As November’s 2018 midterm elections near, the University of Virginia’s Center for Politics has rolled out a new forecasting tool to help Americans track and predict congressional and gubernatorial races in all 50 states and address polling concerns raised by the 2016 presidential election.
The center, founded and directed by University Professor of Politics Larry J. Sabato, partnered with the nonpartisan public opinion research firm Ipsos to launch the 2018 Political Atlas on Tuesday.
The atlas is an interactive map tracking every House, Senate and gubernatorial race in contention this year. It will be updated continually with data reflecting both qualitative analysis from the Center for Politics’ publication, Sabato’s Crystal Ball, and quantitative analysis from Ipsos’ poll-based modeling and tracking of social media trends.
Users can view the national map or narrow the map to specific races by selecting different states and districts to learn more about each candidate, view that district’s electoral history and see predictions and social media trends specific to that location.
Sabato and his team hope that the tool will provide a user-friendly, accurate way for Americans to track election predictions during a year with particularly high stakes, as Democrats are looking to gain the majority in both the House and the Senate, while Republicans are determined to defend their current position.
“At this point, it appears that the Democrats are at least small favorites to take the House of Representatives from the Republicans, but the GOP remains favored to hold the Senate,” Sabato said. “This is the conclusion from both the most current Crystal Ball ratings and the Ipsos-based polling model.
“However, there is also a fair amount of uncertainty in the race for Congress as we approach Labor Day, the traditional start of the campaign.”
Sabato and his team also hope the abundance of data showcased in the atlas will help address polling concerns raised during the 2016 presidential election, when the center’s Crystal Ball, along with most national polls and news organizations, projected Hillary Clinton over Donald Trump. In the end, Clinton won the popular vote while Trump won the Electoral College and the presidency. Following the election, Sabato urged polling companies across the country to reexamine their methods and develop more accurate models for this year’s midterm elections.
“One of the problems with analysis of the 2016 election was an overreliance on a single metric: polling,” said Clifford Young, president of Ipsos Public Affairs. “What we are trying to accomplish with the Political Atlas is exposing users to multiple kinds of data evaluations and presenting a fuller picture of the electoral environment and the most competitive races.”
In addition to Center for Politics predictions and the latest polls at the state and congressional district levels, atlas users can access Ipsos’ social media analysis, which tracks social media mentions of all major candidates for Congress, Senate and governor in the U.S. across Twitter, Facebook, Instagram, YouTube, local news websites and other sites.
“This analyzes ongoing conversations on social media to identify which candidates are receiving more positive comments,” Young said.

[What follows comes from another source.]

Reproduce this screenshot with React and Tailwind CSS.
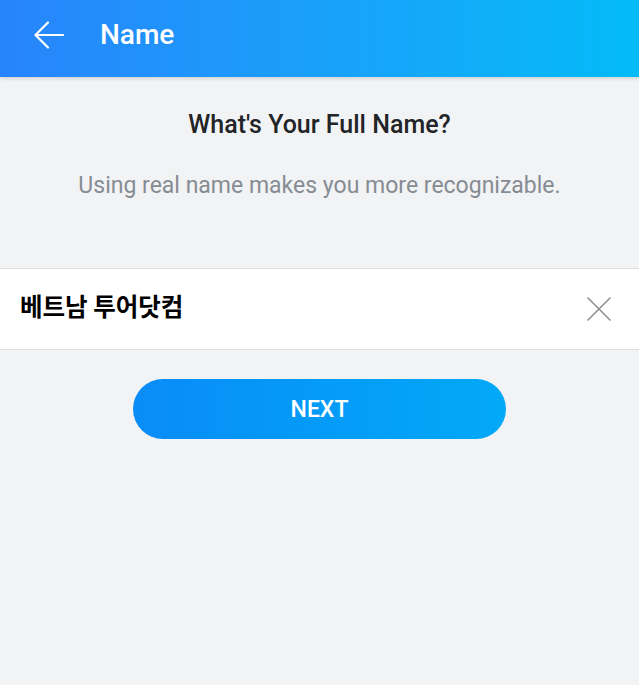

For example, in the race for a Texas Senate seat, Republican incumbent Ted Cruz has a slight edge over his opponent, Democrat Beto O’Rourke, in Ipsos polling. However, the social media metric shows more positive sentiment around O’Rourke, indicating the race could get closer. The atlas also highlights the top issues Texans are associating with the race on social media, which right now include the candidates’ opinions on President Trump, health care and immigration.
“We wanted to combine several sources of data to offer information about the upcoming midterm election,” said Kyle Kondik, managing editor of Sabato’s Crystal Ball. “The Political Atlas provides a treasure trove of information about the upcoming elections.”